As of 2021, 40% of births in the United States were outside of marriage.  However, this does not tell the whole story. For white women, the rate of out of wedlock birth is 28%, for Hispanic women, 53% and for black women 70% (  Arguably, this is the greatest factor causing racial disparities in child welfare and overall family well-being.

To break the generational cycle of outside of wedlock birth, we need a revolution of abstinence-centered education. Parents should present the expectation of sexual abstinence before marriage to their children, regardless of whether or not they abstained themselves.  They should think about what is best for their children’s future, and speak honestly about their own situation. 

School and community based programs can back up parents in making this revolution.  In one generation this can break the cycle of outside of wedlock births, and all of the related personal and societal consequences.

According to the Youth Risk Behavior Surveillance System, about 2 in 10 9th grade students have had sexual intercourse, but 6 in 10 12th grade students have had sexual intercourse.  Obviously, this is very concerning.  What is happening in the family, school and social environments that is influencing so many youth to become sexually active?

Certainly, a major factor is the failure to present sexual abstinence in preparation for faithful marriage as an attainable goal.  Many youth, especially in urban areas, may not grow up in homes with married parents.  Furthermore, they may not know anyone in their community who is married.

Schools that present only so-called “comprehensive” sex education only pay lip service to sexual abstinence.  There is no substantive discussion of the many benefits of sexual abstinence in this type of sexual health education.  There is also little discussion of the dangers of being sexually active.

A positive alternative is to have abstinence-centered curricula, activities and peer counseling presented to 6th grade to 12th grade students, with abstinent youth opting in to be peer counselors for their fellow students.  Clubs should also be formed for youth you are committed to remaining sexually abstinent, or who want to return to sexual abstinence.  This kind of education plus peer counseling and clubs is relatively inexpensive to implement when provided by third party providers. 

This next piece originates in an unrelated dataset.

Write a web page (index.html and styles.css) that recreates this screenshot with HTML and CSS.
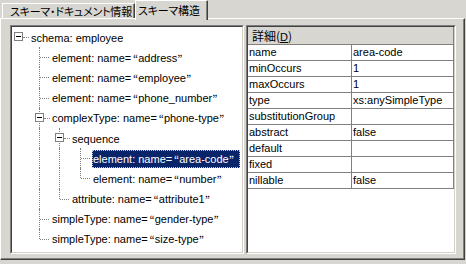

Ideally, this would be the only type of sexual health curriculum taught.  In any case, this must be presented as an alternative to all youth.  It is extremely irresponsible and abusive to only provide youth with “education” that encourages them to be sexually active without explaining the risks of sexual activity and the benefits of abstaining.

We should educate our children on the benefits of sexual abstinence in preparation for faithful marriage.  Simultaneously, we should point out the direct relationship between irresponsible sexual behavior and all kinds of societal chaos, such as increasing suicide rates among youth, poverty, sexual confusion among youth and young adults, and crime.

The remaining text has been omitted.